**Your objective:** Take the lines from the beginning of the material through the line containing "const VISIBLE = 16;" and retype them exactly, leaving the pictures out.

----------------

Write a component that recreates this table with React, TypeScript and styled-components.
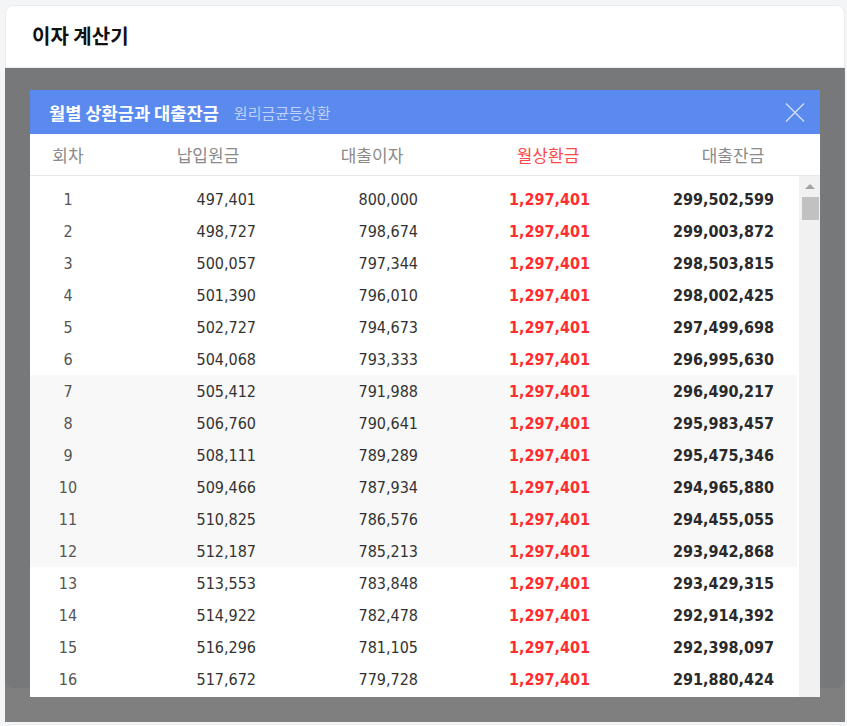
import React from 'react';
import styled, { createGlobalStyle } from 'styled-components';

const GlobalStyle = createGlobalStyle`
  html, body {
    margin: 0;
    padding: 0;
    background: #f4f5f7;
    overflow: hidden;
  }
  * {
    box-sizing: border-box;
  }
`;

const KR = `"Noto Sans CJK KR", "Noto Sans", sans-serif`;
const NUM = `"DejaVu Sans Condensed", "DejaVu Sans", sans-serif`;

const LOAN = 300000000;
const RATE = 0.032 / 12;
const MONTHS = 360;
// only the rows that fit in the list window are drawn
const VISIBLE = 16;

interface Schedule {
  no: number;
  principal: number;
  interest: number;
  payment: number;
  balance: number;
}

const buildSchedule = (): Schedule[] => {
  const payment = (LOAN * RATE) / (1 - Math.pow(1 + RATE, -MONTHS));
  const rows: Schedule[] = [];
  let balance = LOAN;
  for (let no = 1; no <= MONTHS; no += 1) {
    const interest = balance * RATE;
    const principal = payment - interest;
    balance -= principal;
    rows.push({ no, principal, interest, payment, balance: Math.max(balance, 0) });
  }
  return rows;
};

const won = (n: number) => Math.round(n).toLocaleString('en-US');

const schedule = buildSchedule();

const App = () => (
  <>
    <GlobalStyle />
    <Page>
      <TitleCard>
        <Title>이자 계산기</Title>
      </TitleCard>
      <Stage>
        <UnderCard />
        <Dim>
          <Modal>
            <ModalHead>
              <ModalTitle>월별 상환금과 대출잔금</ModalTitle>
              <ModalSub>원리금균등상환</ModalSub>
              <Close aria-label="닫기">
                <svg width="20" height="19" viewBox="0 0 20 19">
                  <path
                    d="M1 0.5 L19 18.5 M19 0.5 L1 18.5"
                    stroke="#d6e1fb"
                    strokeWidth="1.3"
                    fill="none"
                  />
                </svg>
              </Close>
            </ModalHead>
            <HeadRow>
              <HeadCell>회차</HeadCell>
              <HeadCell>납입원금</HeadCell>
              <HeadCell>대출이자</HeadCell>
              <HeadCell accent>월상환금</HeadCell>
              <HeadCell>대출잔금</HeadCell>
            </HeadRow>
            <Body>
              <Rows>
                {schedule.slice(0, VISIBLE).map((r) => (
                  <Row key={r.no} shaded={Math.floor((r.no - 1) / 6) % 2 === 1}>
                    <NoCell>{r.no}</NoCell>
                    <NumCell>{won(r.principal)}</NumCell>
                    <NumCell>{won(r.interest)}</NumCell>
                    <NumCell tone="red">{won(r.payment)}</NumCell>
                    <NumCell tone="dark">{won(r.balance)}</NumCell>
                  </Row>
                ))}
              </Rows>
              <ScrollTrack>
                <ArrowUp />
                <Thumb />
              </ScrollTrack>
            </Body>
          </Modal>
        </Dim>
      </Stage>
      <NextCard />
    </Page>
  </>
);

export default App;

const Page = styled.div`
  padding: 5px 2px 0 5px;
  height: 726px;
  overflow: hidden;
`;

const TitleCard = styled.header`
  height: 63px;
  background: #fff;
  border: 1px solid #e8eaee;
  border-radius: 8px 8px 0 0;
  display: flex;
  align-items: center;
  padding: 0 0 2px 26px;
`;

const Title = styled.h1`
  margin: 0;
  font-family: ${KR};
  font-size: 20px;
  font-weight: 700;
  color: #111;
`;

const Stage = styled.section`
  position: relative;
  height: 654px;
  background: #fff;
`;

const UnderCard = styled.div`
  height: 620px;
  margin-right: 1px;
  background: #eef0f3;
  border-radius: 0 0 8px 8px;
`;

const Dim = styled.div`
  position: absolute;
  inset: 0;
  background: rgba(0, 0, 0, 0.5);
  padding: 22px 24px 0 25px;
`;

const Modal = styled.div`
  width: 790px;
  height: 607px;
  background: #fff;
  display: flex;
  flex-direction: column;
  overflow: hidden;
`;

const ModalHead = styled.div`
  height: 44px;
  flex: none;
  background: #5b8aef;
  display: flex;
  align-items: center;
  padding: 0 15px 0 19px;
  gap: 15px;
`;

const ModalTitle = styled.h2`
  margin: 0;
  font-family: ${KR};
  font-size: 17.6px;
  font-weight: 700;
  color: #fff;
`;

const ModalSub = styled.span`
  font-family: ${KR};
  font-size: 15px;
  color: #bfd1f9;
`;

const Close = styled.button`
  margin-left: auto;
  border: 0;
  padding: 0;
  background: none;
  width: 20px;
  height: 19px;
  display: flex;
  cursor: pointer;
`;

const HeadRow = styled.div`
  height: 42px;
  flex: none;
  display: grid;
  grid-template-columns: 76px 204px 124px 228px 142px 16px;
  align-items: center;
  border-bottom: 1px solid #e8e8e8;
`;

const HeadCell = styled.div<{ accent?: boolean }>`
  text-align: center;
  font-family: ${KR};
  font-size: 17px;
  color: ${({ accent }) => (accent ? '#ff4a4a' : '#8a8a8a')};
`;

const Body = styled.div`
  flex: 1;
  min-height: 0;
  display: flex;
`;

const Rows = styled.div`
  flex: 1;
  overflow: hidden;
  padding: 7px 2px 0 0;
`;

const Row = styled.div<{ shaded: boolean }>`
  height: 32px;
  display: grid;
  grid-template-columns: 76px 150px 162px 172px 184px;
  align-items: center;
  background: ${({ shaded }) => (shaded ? '#f8f8f8' : '#fff')};
  font-family: ${NUM};
  font-size: 16px;
`;

const NoCell = styled.div`
  text-align: center;
  color: #555;
`;

const toneColor = { plain: '#333', red: '#ff2e2e', dark: '#2a2a2a' };

const NumCell = styled.div<{ tone?: 'plain' | 'red' | 'dark' }>`
  text-align: right;
  color: ${({ tone = 'plain' }) => toneColor[tone]};
  font-weight: ${({ tone = 'plain' }) => (tone === 'plain' ? 400 : 700)};
`;

const ScrollTrack = styled.div`
  width: 21px;
  flex: none;
  background: #f1f1f1;
  display: flex;
  flex-direction: column;
  align-items: center;
  padding: 8px 1px 0 2px;
`;

const ArrowUp = styled.div`
  width: 0;
  height: 0;
  border-left: 5px solid transparent;
  border-right: 5px solid transparent;
  border-bottom: 5px solid #a3a3a3;
`;

const Thumb = styled.div`
  margin-top: 8px;
  width: 17px;
  height: 23px;
  background: #c1c1c1;
`;

const NextCard = styled.div`
  margin-top: 2px;
  height: 40px;
  background: #fff;
  border: 1px solid #e8eaee;
  border-radius: 8px 8px 0 0;
`;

----------------

**Result of this task:**
Write a component that recreates this table with React, TypeScript and styled-components.
import React from 'react';
import styled, { createGlobalStyle } from 'styled-components';

const GlobalStyle = createGlobalStyle`
  html, body {
    margin: 0;
    padding: 0;
    background: #f4f5f7;
    overflow: hidden;
  }
  * {
    box-sizing: border-box;
  }
`;

const KR = `"Noto Sans CJK KR", "Noto Sans", sans-serif`;
const NUM = `"DejaVu Sans Condensed", "DejaVu Sans", sans-serif`;

const LOAN = 300000000;
const RATE = 0.032 / 12;
const MONTHS = 360;
// only the rows that fit in the list window are drawn
const VISIBLE = 16;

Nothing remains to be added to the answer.